John the Dwarf wanted to be "without care like the angels, doing nothing but praise God." So he threw away his cloak, left his brothers and the Abbot, and went into the desert. But after seven days he came back and knocked at the door. "Who is there?" asked the Abbot. "John." "John is turned into an angel, and is no more among men." So he left him outside all night, and in the morning gave him to understand that if he was a man he must work, but that if he was an angel he had no need to live in a cell.

Notice the invention used by country people to catch wasps. They will put a little sweet liquor into a long and narrow-necked phial. The do nothing wasp comes by, smells the sweet liquor, plunges in and is drowned. But the bee comes by, and if she does stop for a moment to smell, yet she enters not, because she has honey of her own to make; she is too busy in the work of the commonwealth to indulge herself with the tempting sweets. Master Greenham, a Puritan divine, was once waited upon by a woman who was greatly tempted.
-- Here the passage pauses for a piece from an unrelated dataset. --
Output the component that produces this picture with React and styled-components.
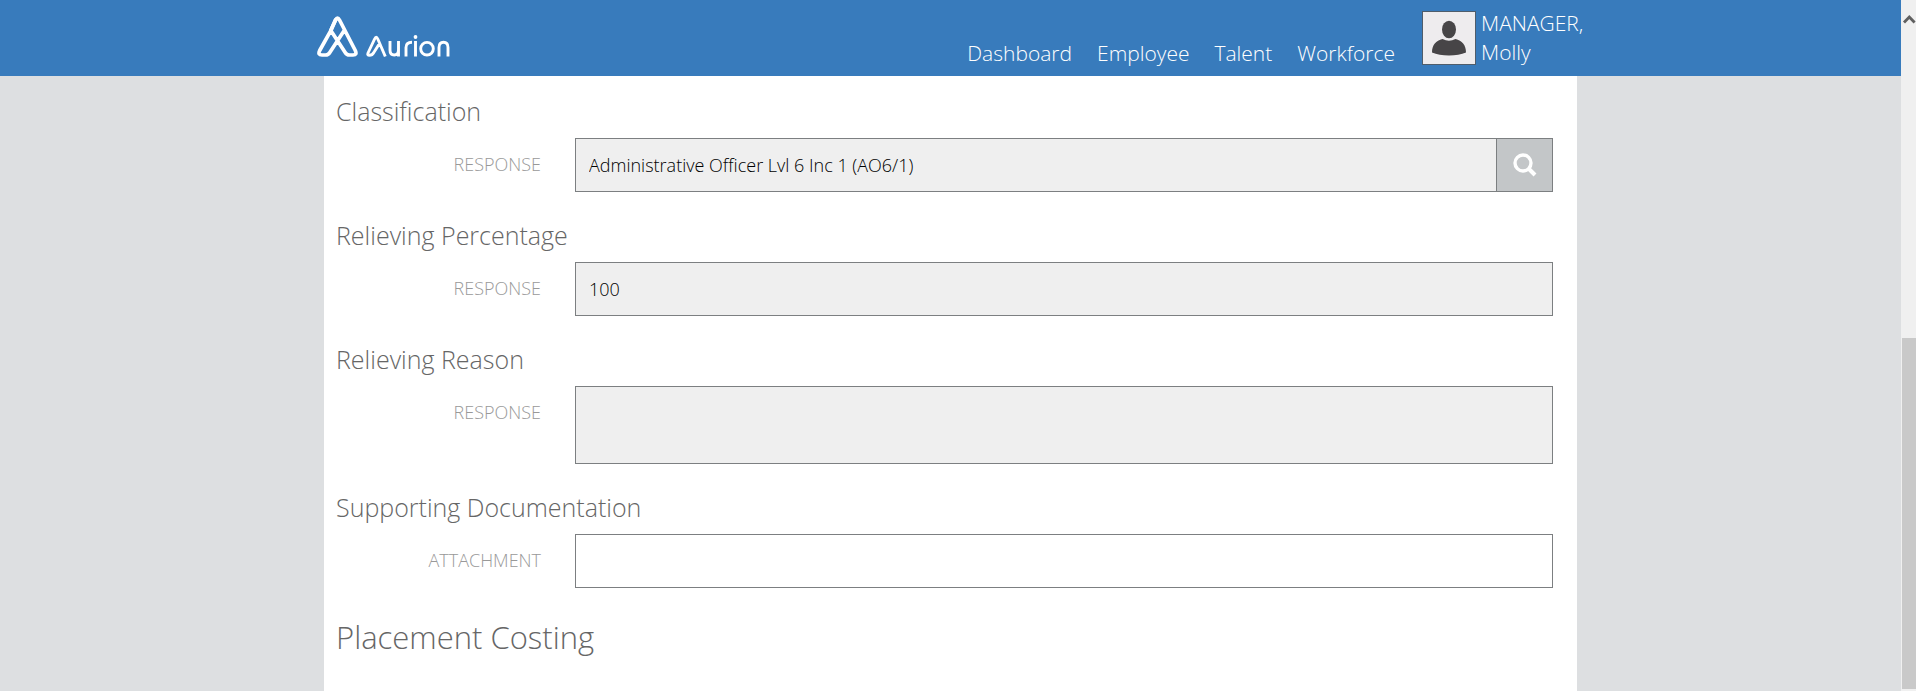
import React from "react";
import styled, { createGlobalStyle } from "styled-components";

const GlobalStyle = createGlobalStyle`
  *, *::before, *::after { box-sizing: border-box; }
  html, body, #root { height: 100%; }
  body {
    margin: 0;
    overflow: hidden;
    background: #dddfe1;
    color: #666;
    font-family: "Open Sans", "Noto Sans", sans-serif;
    font-weight: 300;
  }
`;

const Window = styled.div`
  display: flex;
  height: 100%;
`;

const Viewport = styled.div`
  flex: 1;
  min-width: 0;
  display: flex;
  flex-direction: column;
`;

const Header = styled.header`
  background: #387bbc;
  color: #fff;
`;

const HeaderInner = styled.div`
  display: flex;
  justify-content: space-between;
  width: 100%;
  max-width: 1267px;
  height: 76px;
  margin: 0 auto;
`;

const Brand = styled.a`
  display: flex;
  align-items: flex-start;
  padding-top: 15px;
  color: inherit;
`;

const HeaderRight = styled.div`
  display: flex;
`;

const Nav = styled.nav`
  display: flex;
  align-items: flex-end;
  gap: 25px;
  padding: 0 27px 9px 0;
`;

const NavLink = styled.a`
  color: inherit;
  font-size: 21px;
  line-height: 28px;
  text-decoration: none;
`;

const User = styled.a`
  display: flex;
  align-items: flex-start;
  gap: 5px;
  padding-top: 11px;
  color: inherit;
  font-size: 21px;
  line-height: 29px;
  text-decoration: none;
`;

const Avatar = styled.span`
  display: block;
  width: 54px;
  height: 54px;
  border: 1px solid #4f5d6b;
  background: #eeecee;
`;

const UserName = styled.span`
  width: 103px;
  margin-top: -2px;
`;

const Panel = styled.main`
  flex: 1;
  width: 100%;
  max-width: 1253px;
  margin: 0 auto;
  padding: 16px 24px 0 12px;
  background: #fff;
`;

const Field = styled.section`
  margin-bottom: 24px;
`;

const FieldTitle = styled.h3`
  margin: 0 0 8px;
  font-size: 25px;
  font-weight: 300;
  line-height: 38px;
`;

const FieldRow = styled.div`
  display: flex;
  align-items: flex-start;
`;

const Label = styled.label`
  width: 205px;
  margin-right: 34px;
  color: #999;
  font-size: 18px;
  line-height: 53px;
  text-align: right;
`;

const Control = styled.div`
  flex: 1;
  display: flex;
  border: 1px solid #7c7f81;
`;

const TextInput = styled.input`
  flex: 1;
  min-width: 0;
  height: 52px;
  padding: 0 13px;
  border: 0;
  background: ${(p) => (p.readOnly ? "#efefef" : "#fff")};
  color: #000;
  font: inherit;
  font-size: 18px;
`;

const TextArea = styled.textarea`
  flex: 1;
  height: 76px;
  padding: 12px 13px;
  border: 0;
  background: #efefef;
  color: #000;
  font: inherit;
  font-size: 18px;
  resize: none;
`;

const SearchButton = styled.button`
  display: flex;
  align-items: center;
  justify-content: center;
  width: 56px;
  padding: 0;
  border: 0;
  border-left: 1px solid #7c7f81;
  background: #c3c6c8;
`;

const SectionTitle = styled.h2`
  margin: 0;
  font-size: 31px;
  font-weight: 300;
  line-height: 50px;
`;

const ScrollBar = styled.div`
  display: flex;
  flex-direction: column;
  width: 15px;
  padding: 14px 0 2px 1px;
  background: #f0f0f0;
`;

const ScrollThumb = styled.div`
  flex: 1;
  margin-top: 314px;
  background: #c9c9c9;
`;

function Logo() {
  return (
    <svg width="134" height="44" viewBox="0 0 134 44" fill="none" stroke="#fff" role="img" aria-label="Aurion">
      <g strokeWidth="3.7" strokeLinejoin="round" strokeLinecap="round">
        <path d="M13.800 15.600L18.500 5Q20.500 1 22.500 5L38.300 35.500Q40.300 40 36 40H32.500Q29.700 40 28.200 37.500L13.800 15.600L2.700 35.500Q0.500 40 5 40H8.500Q11.300 40 12.800 37.500L27.200 15.600" />
        <path d="M18.500 5L13.800 15.600" />
      </g>
      <g strokeWidth="2.900" strokeLinecap="butt" strokeLinejoin="round">
        <path d="M68.300 41.500L60.800 24Q59.200 20.500 57.600 24L51 38Q50 40.300 52.500 40.300Q55.300 40.300 56.800 37.500L62.500 28.500" />
        <path d="M73 26V35Q73 40 77.200 40Q81.500 40 81.500 35V26M81.500 33V41.500" />
        <path d="M89 41.500V32.500Q89 27.300 95 27.300" />
        <path d="M98.500 26V41.500" />
        <circle cx="110" cy="33.700" r="6.300" />
        <path d="M122 41.500V32.500Q122 27.300 126.500 27.300Q131 27.300 131 32.500V41.500" />
      </g>
      <circle cx="98.500" cy="22" r="1.900" fill="#fff" stroke="none" />
    </svg>
  );
}

function Person() {
  return (
    <svg width="52" height="52" viewBox="0 0 52 52" fill="#474547" aria-hidden="true">
      <ellipse cx="26" cy="17.500" rx="7" ry="8.700" />
      <path d="M19.500 27Q26 30.500 32.500 27C39 28.500 43 33 43 40.500Q36 43.500 26 43.500Q16 43.500 9 40.500C9 33 13 28.500 19.500 27Z" />
    </svg>
  );
}

function Magnifier() {
  return (
    <svg width="24" height="24" viewBox="0 0 24 24" fill="none" stroke="#fff" aria-hidden="true">
      <circle cx="10" cy="10" r="8" strokeWidth="3.400" />
      <path d="M15.500 15.500L22 22" strokeWidth="4" />
    </svg>
  );
}

function ScrollArrow() {
  return (
    <svg width="14" height="10" viewBox="0 0 14 10" fill="none" stroke="#606060" strokeWidth="2.800" aria-hidden="true">
      <path d="M2 8.500L7.300 3L12.600 8.500" />
    </svg>
  );
}

function FormField({ id, title, label, children }) {
  return (
    <Field>
      <FieldTitle>{title}</FieldTitle>
      <FieldRow>
        <Label htmlFor={id}>{label}</Label>
        <Control>{children}</Control>
      </FieldRow>
    </Field>
  );
}

export default function App() {
  return (
    <>
      <GlobalStyle />
      <Window>
        <Viewport>
          <Header>
            <HeaderInner>
              <Brand href="#home"><Logo /></Brand>
              <HeaderRight>
                <Nav>
                  {["Dashboard", "Employee", "Talent", "Workforce"].map((name) => (
                    <NavLink key={name} href={`#${name.toLowerCase()}`}>{name}</NavLink>
                  ))}
                </Nav>
                <User href="#profile">
                  <Avatar><Person /></Avatar>
                  <UserName>MANAGER, Molly</UserName>
                </User>
              </HeaderRight>
            </HeaderInner>
          </Header>
          <Panel>
            <FormField id="classification" title="Classification" label="RESPONSE">
              <TextInput id="classification" readOnly defaultValue="Administrative Officer Lvl 6 Inc 1 (AO6/1)" />
              <SearchButton type="button" aria-label="Search"><Magnifier /></SearchButton>
            </FormField>
            <FormField id="percentage" title="Relieving Percentage" label="RESPONSE">
              <TextInput id="percentage" readOnly defaultValue="100" />
            </FormField>
            <FormField id="reason" title="Relieving Reason" label="RESPONSE">
              <TextArea id="reason" readOnly />
            </FormField>
            <FormField id="attachment" title="Supporting Documentation" label="ATTACHMENT">
              <TextInput id="attachment" />
            </FormField>
            <SectionTitle>Placement Costing</SectionTitle>
          </Panel>
        </Viewport>
        <ScrollBar>
          <ScrollArrow />
          <ScrollThumb />
        </ScrollBar>
      </Window>
    </>
  );
}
Upon making inquiries into her way of life, he found she had little to do, and Greenham said, "That is the secret of your being so much tempted. Sister, if you are very busy, Satan may tempt you, but he will not easily prevail, and he will soon give up the attempt." Idle Christians are not tempted of the devil so much as they tempt the devil to tempt them.

(C. H. Spurgeon.)

The wife of a certain chieftain who had fallen on idle habits, one day lifted the dish cover at dinner, and revealed a pair of spurs; a sign that he must ride and hunt for his next meal.

(H. O. Mackay.)

Oberlin was distinguished by his benevolence and charity; hence he was beset with beggars. "Why do you not work?" said he to a man one day. "Because no one will employ me." "Well, then, I will employ you; there, carry those planks; break these stones; fill that bucket with water, and I will repay you for your trouble." Such was his usual mode, and idle beggars were taught to come there no more.